Yearly Archives: 2011

The Dodd-Frank Act, One Year On

Editor’s Note: The following post on the Dodd-Frank Act, published on the one-year anniversary of its passage, comes to us from Michael S. Barr, Professor of Law at the University of Michigan Law School and former Assistant Secretary for Financial Institutions at the Department of the Treasury. This post is based on a speech delivered by Professor Barr at the Pew/NYU Stern Conference on Financial Reform. The Forum has published more than one hundred posts related to aspects of the Dodd-Frank Act, and these posts are collected here. Some additional information about the Dodd-Frank Act on today’s anniversary can be found in a report from Morrison & Foerster, available here.

Over two years ago, the United States and the global economy faced the worst economic crisis since the Great Depression. The crisis was rooted in years of unconstrained excess on Wall Street, and prolonged complacency in Washington and in major financial capitals around the world.

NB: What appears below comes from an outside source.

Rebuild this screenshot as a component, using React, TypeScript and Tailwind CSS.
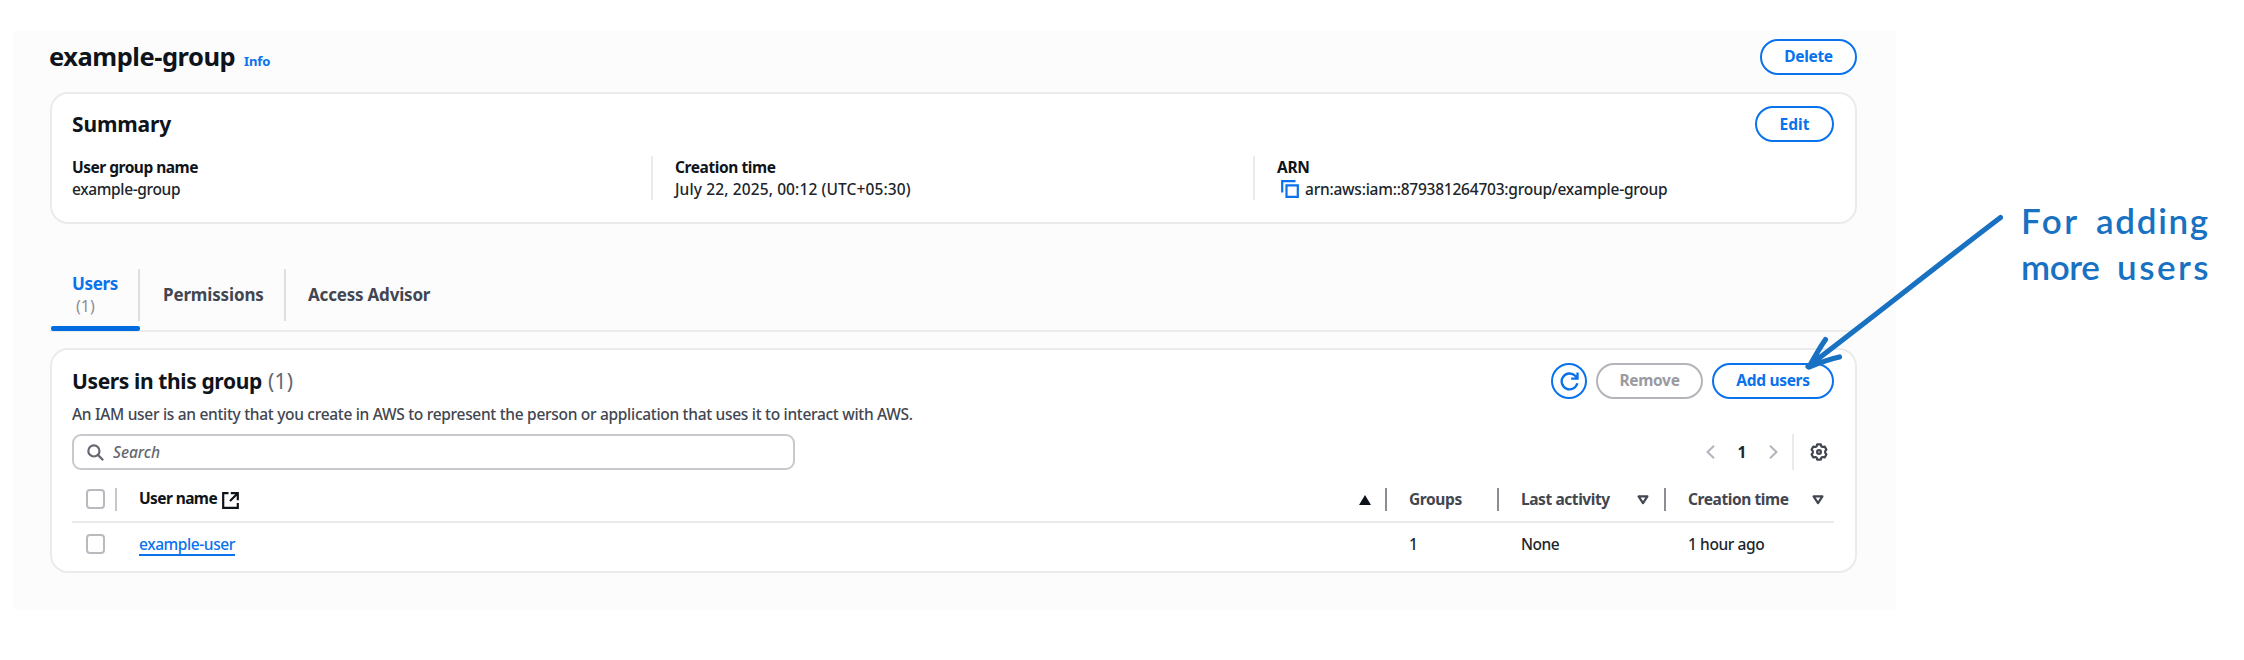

The crisis made painfully clear what we should have always known–that finance cannot be left to regulate itself; that consumer markets permitted to profit on the basis of tricks and traps rather than to compete on the basis of price and quality will, ultimately, put us all at risk; that financial markets function best where there are clear rules, transparency and accountability; and that markets break down, sometimes catastrophically, where there are not.

For many years, a core strength of the U.S. financial system had been a regulatory structure that sought a careful balance between incentives for innovation and competition, on the one hand, and protections from excessive risk-taking or abuse, on the other.

Over time those great strengths were undermined. The careful mix of protections we created eventually eroded with the development of new products and markets for which those protections had not been designed. And our regulatory system found itself outgrown and outmaneuvered by the institutions and markets it was responsible for regulating and constraining.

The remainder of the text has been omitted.